Item 5.  Interest in Securities of the Issuer

         (a) and (b) As of October 20, 2004, Mr. Huizenga may be deemed to
beneficially own 8,285,796 shares of Class A Common Stock of the Issuer, which
includes 6,033,494 shares of Class A Common Stock beneficially owned by HILP
described below, representing in total approximately 19.8% of the outstanding
shares of Class A Common Stock of the Issuer, calculated in accordance with Rule
13d-3 under the Exchange Act (based on 41,773,789 shares


                                       7



of Class A Common Stock deemed issued and outstanding as of October 20, 2004
which consists of 40,018,789 shares which are issued and outstanding, together
with 255,000 shares which are issuable upon the conversion of the issued and
outstanding shares of Class B Common Stock held by Mr.
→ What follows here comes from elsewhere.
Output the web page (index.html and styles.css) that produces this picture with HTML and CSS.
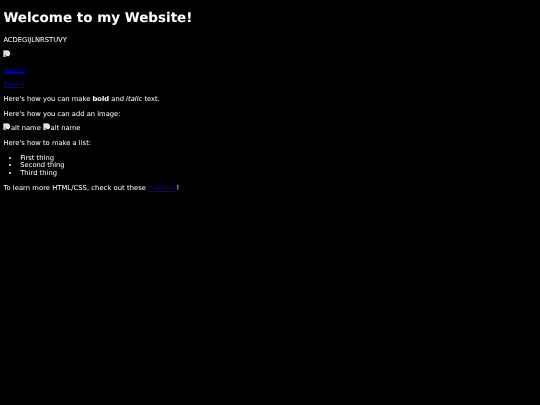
FILE: index.html
```html
<!DOCTYPE html>
<html lang="en">
<head>
<meta charset="utf-8">
<title>Welcome to my Website!</title>
<link rel="stylesheet" href="styles.css">
</head>
<body>
<h1>Welcome to my Website!</h1>
<p>ACDEGIJLNRSTUVY</p>
<p><svg class="broken" role="img" aria-label="broken image"><use href="#broken"/></svg></p>
<p><a href="#page2">page2</a></p>
<p><a href="#page3">page3</a></p>
<p>Here's how you can make <strong>bold</strong> and <em>italic</em> text.</p>
<p>Here's how you can add an image:</p>
<p><span class="img-alt"><svg class="broken" aria-hidden="true"><use href="#broken"/></svg>alt name</span> <span class="img-alt"><svg class="broken" aria-hidden="true"><use href="#broken"/></svg>alt name</span></p>
<p>Here's how to make a list:</p>
<ul>
  <li>First thing</li>
  <li>Second thing</li>
  <li>Third thing</li>
</ul>
<p class="outro">To learn more HTML/CSS, check out these <a href="#tutorials">tutorials</a>!</p>
<svg width="0" height="0" class="defs" aria-hidden="true">
  <symbol id="broken" viewBox="0 0 16 16">
    <path d="M1 1h10l4 4v5l-4 4-3-2-3 3H1z" fill="#fff"/>
    <path d="M2.500 2.500h8v3h3v3l-3 2-3-2-5 3z" fill="#cfe0f0"/>
    <path d="M2.500 12l3-3 3 2-4 3.500h-2z" fill="#5fae5f"/>
    <path d="M1 1h10l4 4v5M1 1v14h4" fill="none" stroke="#9a9a9a" stroke-width="1"/>
  </symbol>
</svg>
</body>
</html>
```
FILE: styles.css
```css
html {
  background: #000;
}
body {
  margin: 3.375px;
  color: #fff;
  font-family: "DejaVu Sans", sans-serif;
  font-size: 6.75px;
  line-height: 1.164;
  text-rendering: geometricPrecision;
  filter: blur(0.25px);
}
h1 {
  margin: 8px 0 10px;
}
p,
ul {
  margin: 6.850px 0;
}
.outro {
  letter-spacing: 0.05px;
}
.defs {
  position: absolute;
}
a {
  color: #0000b0;
  text-decoration-thickness: 0.6px;
}
ul {
  padding-left: 2.5em;
}
.broken {
  width: 7.500px;
  height: 7.500px;
  margin-top: -2px;
  vertical-align: top;
}
```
Huizenga and 1,500,000
shares which are issuable upon the exercise of currently exercisable stock
options held by Mr. Huizenga). Mr. Huizenga has the sole power to vote and the
sole power to dispose of each of the 8,285,796 shares of Class A Common Stock,
which he may be deemed to beneficially own, with the exception of 1,500,000
shares underlying the vested but unexercised stock options and 100,100 shares
held by Mr. Huizenga's wife, for which he disclaims beneficial ownership.
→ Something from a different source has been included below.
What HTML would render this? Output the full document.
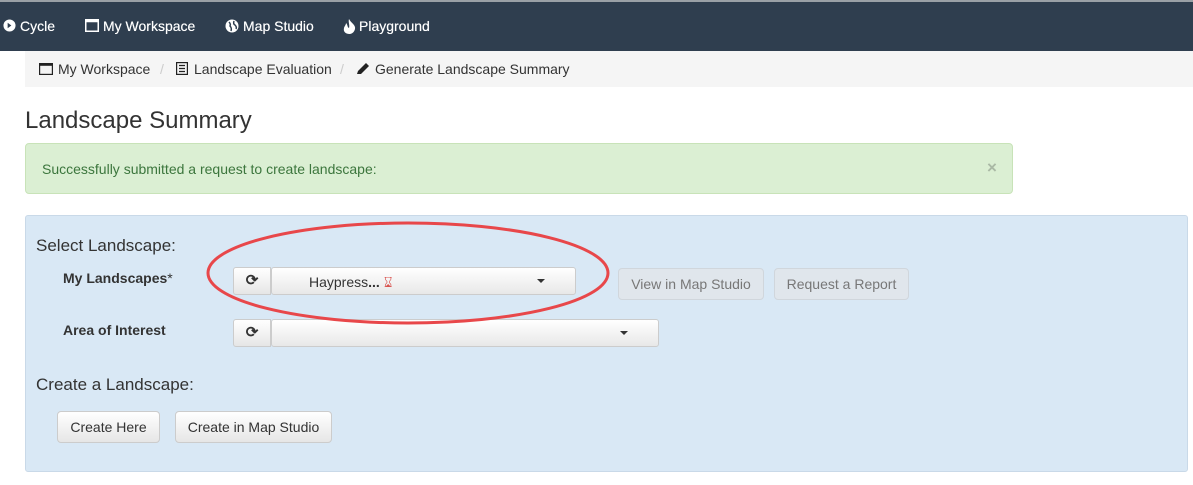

         As of October 20, 2004, HILP may be deemed to beneficially own
6,033,494 shares of Class A Common Stock of the Issuer, representing
approximately 15.1% of the outstanding shares of Class A Common Stock of the
Issuer, calculated in accordance with Rule 13d-3 under the Exchange Act (based
on 40,018,789 shares of Class A Common Stock deemed issued and outstanding as of
October 20, 2004). HILP has the sole power to vote and the sole power to dispose
of the 6,033,494 shares of Class A Common Stock, which it may be deemed to
beneficially own.

         As of October 20, 2004, HII may be deemed to beneficially own the
6,033,494 shares of Class A Common Stock of the Issuer, beneficially owned by
HILP as described above, representing approximately 15.1% of the outstanding
shares of Class A Common Stock of the Issuer, calculated in accordance with Rule
13d-3 under the Exchange Act (based on 40,018,789 shares of Class A Common Stock
deemed issued and outstanding as of October 20, 2004). HII has the sole power to
vote and the sole power to dispose of the 6,033,494 shares of Class A Common
Stock, which it may be deemed to beneficially own.

         (c) There have been no transactions in any securities of the Issuer
affected by Mr. Huizenga, HII or HILP during the past 60 days.

Item 6.  Contracts, Arrangements, Understandings or Relationships with Respect
to Securities of the Issuer

         The response to Item 4 of this Statement is incorporated herein by
reference. Other than as described herein, there are no contracts, arrangements,
understandings or relationships among the Reporting Persons, or between the
Reporting Persons and any other person, with respect to the securities of the
Issuer.

Item 7.  Material to Be Filed as Exhibits

  Number                             Exhibit
  ------                             -------

     1    Joint Filing Agreement, dated as of October 21, 2004, among H. Wayne
          Huizenga, Huizenga Investments Limited Partnership and Huizenga
          Investments, Inc.

     2    Voting Agreement, dated as of October 20, 2004, among Baton Holdings
          Inc., H. Wayne Huizenga and Huizenga Investments Limited Partnership.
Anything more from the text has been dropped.